El perdón, incomprensible en apariencia, resulta ser aquello que hace más tangible el amor
Decía Ortega que el amor es a la vez centrípeto y centrífugo. Centrípeto, porque alguien desde fuera llama a la puerta del corazón y le suscita una suerte de inquietud pertinaz. Centrífugo, porque de sus profundas hondonadas sale un deseo irrefrenable de ir hacia la persona que le ha encendido ese interés. Al amor, dirá el maestro madrileño, le corresponde más este último movimiento, pues cuando se sale de uno mismo en la búsqueda del otro es cuando de verdad se ama. Amar es, para él, un camino continuo e incesante hacia el amado.
El perdón, expresión magnífica de la trascendencia del valor de la persona y de su capacidad para identificar el mismo valor en otra, encuentra su habitáculo en los brazos del amor. Y el amor, frondoso árbol de la vida, de la fecundidad, bebe de los manantiales del perdón para hacer crecer sus frutos. No se entiende uno sin el otro. Quien pide perdón supera las fronteras del ego y sale en busca del ofendido en un movimiento que, como el del amor, es centrífugo.
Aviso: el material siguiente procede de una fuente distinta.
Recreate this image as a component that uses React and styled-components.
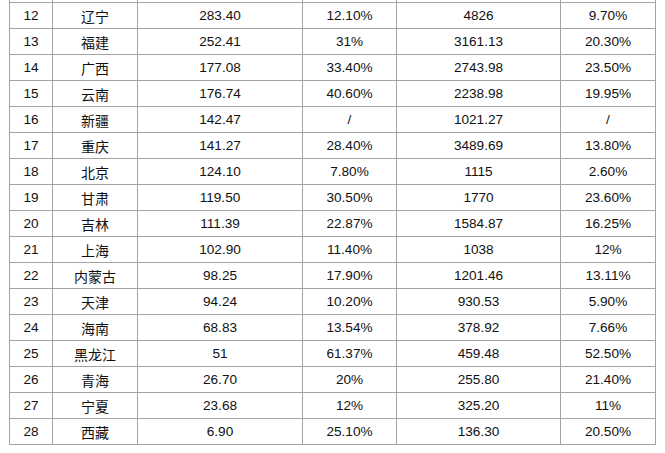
import React from "react";
import styled, { createGlobalStyle } from "styled-components";

const GlobalStyle = createGlobalStyle`
  html, body {
    margin: 0;
    padding: 0;
    background: #ffffff;
  }
  body {
    font-family: "Liberation Sans", Arial, "Noto Sans CJK SC", sans-serif;
  }
`;

const Page = styled.div`
  padding: 0 0 0 9px;
  width: 665px;
  height: 453px;
  overflow: hidden;
  box-sizing: border-box;
`;

const Table = styled.table`
  border-collapse: collapse;
  table-layout: fixed;
  width: 646px;
  color: #111111;
  font-size: 14px;
`;

const Cell = styled.td`
  border: 1px solid #a3a3a3;
  height: 25px;
  padding: 0;
  text-align: center;
  vertical-align: middle;
  line-height: 16px;
  font-family: ${(p) =>
    p.$cjk
      ? '"Noto Sans CJK SC", sans-serif'
      : '"Liberation Sans", Arial, sans-serif'};
  font-size: ${(p) => (p.$cjk ? "14px" : "13.6px")};
`;

const Spacer = styled.td`
  border-left: 1px solid #a3a3a3;
  border-right: 1px solid #a3a3a3;
  height: 2px;
  padding: 0;
`;

const rows = [
  ["12", "辽宁", "283.40", "12.10%", "4826", "9.70%"],
  ["13", "福建", "252.41", "31%", "3161.13", "20.30%"],
  ["14", "广西", "177.08", "33.40%", "2743.98", "23.50%"],
  ["15", "云南", "176.74", "40.60%", "2238.98", "19.95%"],
  ["16", "新疆", "142.47", "/", "1021.27", "/"],
  ["17", "重庆", "141.27", "28.40%", "3489.69", "13.80%"],
  ["18", "北京", "124.10", "7.80%", "1115", "2.60%"],
  ["19", "甘肃", "119.50", "30.50%", "1770", "23.60%"],
  ["20", "吉林", "111.39", "22.87%", "1584.87", "16.25%"],
  ["21", "上海", "102.90", "11.40%", "1038", "12%"],
  ["22", "内蒙古", "98.25", "17.90%", "1201.46", "13.11%"],
  ["23", "天津", "94.24", "10.20%", "930.53", "5.90%"],
  ["24", "海南", "68.83", "13.54%", "378.92", "7.66%"],
  ["25", "黑龙江", "51", "61.37%", "459.48", "52.50%"],
  ["26", "青海", "26.70", "20%", "255.80", "21.40%"],
  ["27", "宁夏", "23.68", "12%", "325.20", "11%"],
  ["28", "西藏", "6.90", "25.10%", "136.30", "20.50%"],
];

const widths = [43, 85, 165, 94, 164, 95];

export default function App() {
  return (
    <Page>
      <GlobalStyle />
      <Table>
        <colgroup>
          {widths.map((w, i) => (
            <col key={i} style={{ width: w }} />
          ))}
        </colgroup>
        <tbody>
          <tr>
            {widths.map((w, i) => (
              <Spacer key={i} />
            ))}
          </tr>
          {rows.map((r) => (
            <tr key={r[0]}>
              {r.map((v, i) => (
                <Cell key={i} $cjk={i === 1}>
                  {v}
                </Cell>
              ))}
            </tr>
          ))}
        </tbody>
      </Table>
    </Page>
  );
}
El que perdona, por su parte, acomete también toda una hazaña. Se libera de las cadenas del orgullo y, sobreponiéndose al mal padecido, rehace su amistad con quien se lo produjo. Quita los marciales parapetos que cortaban el riego a las arterias de aquella relación y levanta nuevos muros, ya robustecidos, en la ciudadela del mutuo amor que era ─que es; ¡que siempre debe ser!─ su amistad.
En esta suerte de bilateralidad irrecusable, el hombre que se contempla a sí mismo queda obnubilado, como embebido por una realidad que lo supera. Y al no hallar respuesta a un hecho de tal hermosura, se contenta con admirarlo. Satisface su inquietud con el fino temblor característico de los filósofos. Quizás por eso todos somos un poco filósofos. Porque a todos nos han perdonado algo que ni siquiera nosotros nos perdonábamos. Porque todos hemos tenido la experiencia de que el corazón se nos salía del pecho tras un abrazo reconciliador.
La naturaleza humana es libre e inteligente, pero precisamente por ello es también falible. El que piensa y toma decisiones tenga por seguro que se equivocará algunas veces. Aquí es donde entra en juego el perdón. Solo quien se sabe imperfecto es capaz de perdonar. El soberbio y el petulante suelen ser de difícil trato porque tienen muy complicada la disculpa de la miseria ajena. La imagen que se han hecho de sí mismos les impide acceder a las entrañas de la condición humana. Tanto brilla su nebulosa autopercepción que les deslumbra, provocándoles con frecuencia salidas de la carretera de la sociabilidad. Y es por esa falibilidad perceptiva que ningún hombre puede librarse de la tendencia a caer en la dureza con el prójimo. Al fin y al cabo, perdonar supone una especie de salto supranatural que conforma el acto más profundamente humano; porque es el acto más profundamente libre, inteligente y acertado que puede realizar el hombre en su vida.
Al superar los límites que la naturaleza parece imponerle, el que perdona abre los ventanales del corazón, dando paso a un haz de luz que llena de calidez la lontananza de sus circunstancias. De repente, las situaciones difíciles se tornan amables, y aquellos detalles que antes ni se podían soportar pasan a ser, no solo gratos, sino incluso amados. Porque perdonar es hacer sencilla la vida en común, es dejar a un lado el protagonismo del yo para establecerse en el remanso de un abrazo limpio y generoso al otro. Como la piedra se erosiona con el constante golpear de las gotas, así el alma que perdona va mudando de piel, va dejándose moldear por el más diestro alfarero.
El amor es al mismo tiempo primer motor y fin último del perdón, y el perdón, incomprensible en apariencia, resulta ser aquello que hace más tangible el amor. Qué bella esta realidad. Qué bello saber que lo que de verdad importa para el hombre no es cuántas veces acierta sino cuántas sabe aceptar los errores ─tanto los suyos como los ajenos─. En el amor la razón se queda corta, y el perdón es un ejemplo claro.